Some offshore operators are also finding value in adopting technologies that had primarily been used for onshore wells previously. Neo Oiltools’ Neotork vibration mitigation tool, for example, had seen increased use in several onshore basins over the past three years before being deployed recently for an operator working offshore Thailand; significant increases in ROP were achieved in the project.
“If Neotork is minimizing vibrations, the operator doesn’t have to pull out of the ground due to potential failures. If we can stay downhole because we don’t have failures, we can drill faster, and time is valuable,” said Robert Borne, CEO of Neo Oiltools. “That gives the operator options: Do I want to drill the same number of wells faster, or can I potentially drill more wells with my current budget or current time allocation? There are opportunity costs in everything.”
Even as physical tools redefine the offshore space, new frontiers continue to be pushed in the digital realm. Last year, Halliburton and Sekal, a provider of digital systems for drilling, partnered with Equinor to deploy the first automated on-bottom drilling systems with the integration of LOGIX automation and remote operations, Sekal’s Drilltronics and the automation control system of a rig in the North Sea.
As operators and drillers increase the use of third-party digital systems on the rig, ensuring that all systems can effectively communicate with one another has become more important. A key component of the Halliburton/Sekal partnership is the use of an orchestration platform that ensures various systems on the rig can easily collaborate on making optimal decisions given the downhole data available.
“Interoperability is extremely important,” said Moray Laing, Director of Rig Systems and Automation for Digital Well Construction at Halliburton. “But, if you provide interoperability without orchestration, which system is in charge? If you give everybody the ability to drive the boat, who drives the boat? You need an orchestration system to resolve that. It helps us to agree on the data we’re getting from different systems, so we have definitions and defined decision-making.”

Ensuring interoperability of automated systems
Halliburton’s digital well construction software, LOGIX, played a crucial role in a North Sea well with Equinor. LOGIX includes well placement, integrity, steering controls and collision avoidance. It also features an autonomous drilling platform and acts as a propeller of all LOGIX components, running them concurrently and analyzing downhole data in real time through machine learning algorithms.
Halliburton’s LOGIX Orchestration capability was the critical component that enabled all of the services to run concurrently in real time with minimal human interaction, and provide a combined set of instructions to the rig process automation system to close the loop between subsurface and surface automation into a single system with combined objectives.
Last year, the Halliburton/Sekal partnership delivered a well for Equinor on the Norwegian Continental Shelf with an integrated closed-loop control solution. This solution orchestrated autonomous directional drilling with automated wellbore hydraulics and dynamic surface rig equipment control.

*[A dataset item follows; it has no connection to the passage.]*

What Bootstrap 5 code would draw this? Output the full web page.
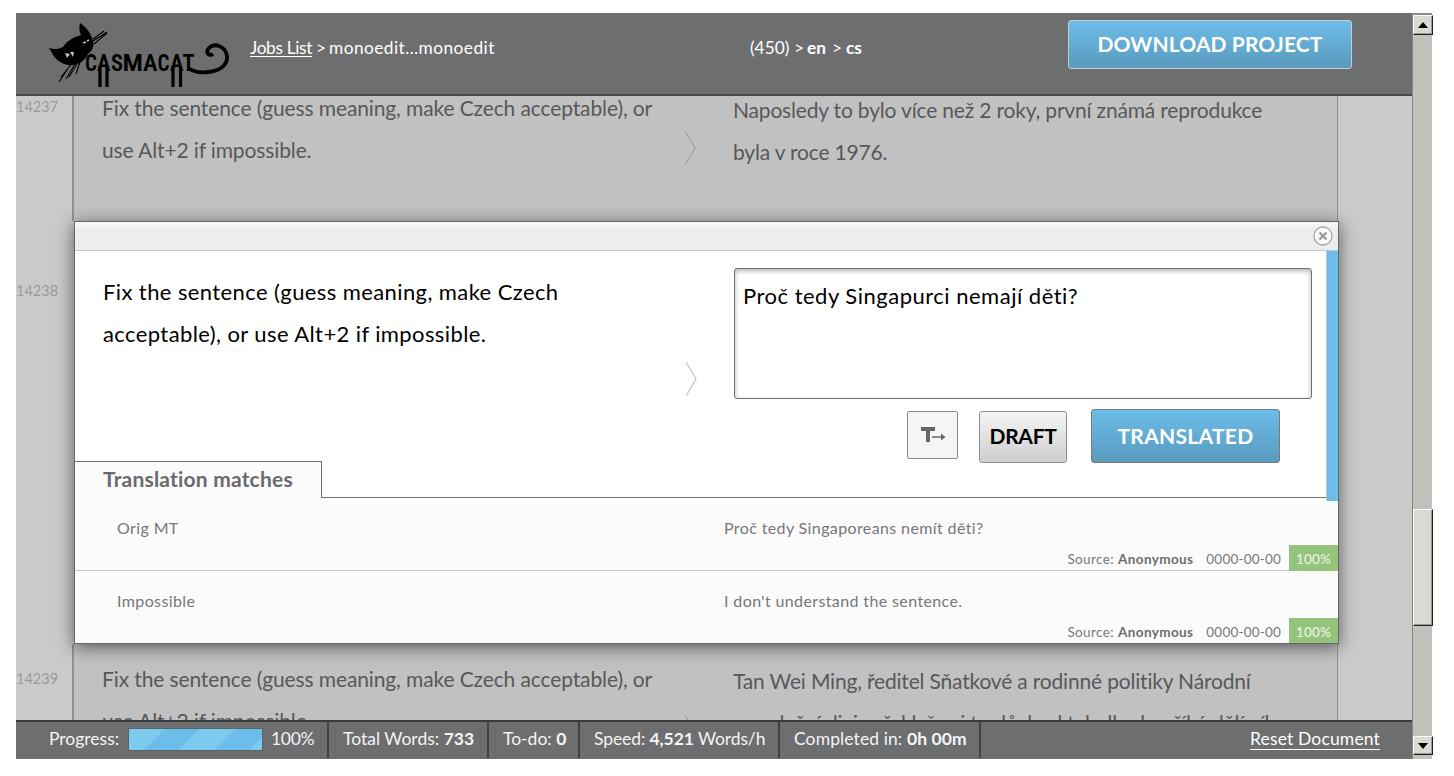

The solution developed for Equinor used the LOGIX platform to integrate several specifications – the well plan specifications, the well placement requirements, vibration mitigation and hole-cleaning optimization – with Sekal’s automated procedures and dynamic safeguards. The integration of these systems allowed Equinor to optimize drilling parameters in real time and achieve precise well placement through real-time advanced models of subsurface, wellbore fluid and pressure systems.
Mr Laing described the integration as a delicate balance, in real time, of systems that operate at differing levels of fidelity. Some systems operate at intervals of less than one second, while others may only provide updates in batches every 15 minutes. The key capability provided by the LOGIX Orchestration software is the ability to effectively automate the management of this from both downhole and surface systems.
This capability made LOGIX a key component for the integration, as it enabled interoperability with the engineering system and the drilling process control layer. Mr Laing said the orchestration software ensures that the operational needs of all systems are effectively managed into a single set of operational instructions for automation.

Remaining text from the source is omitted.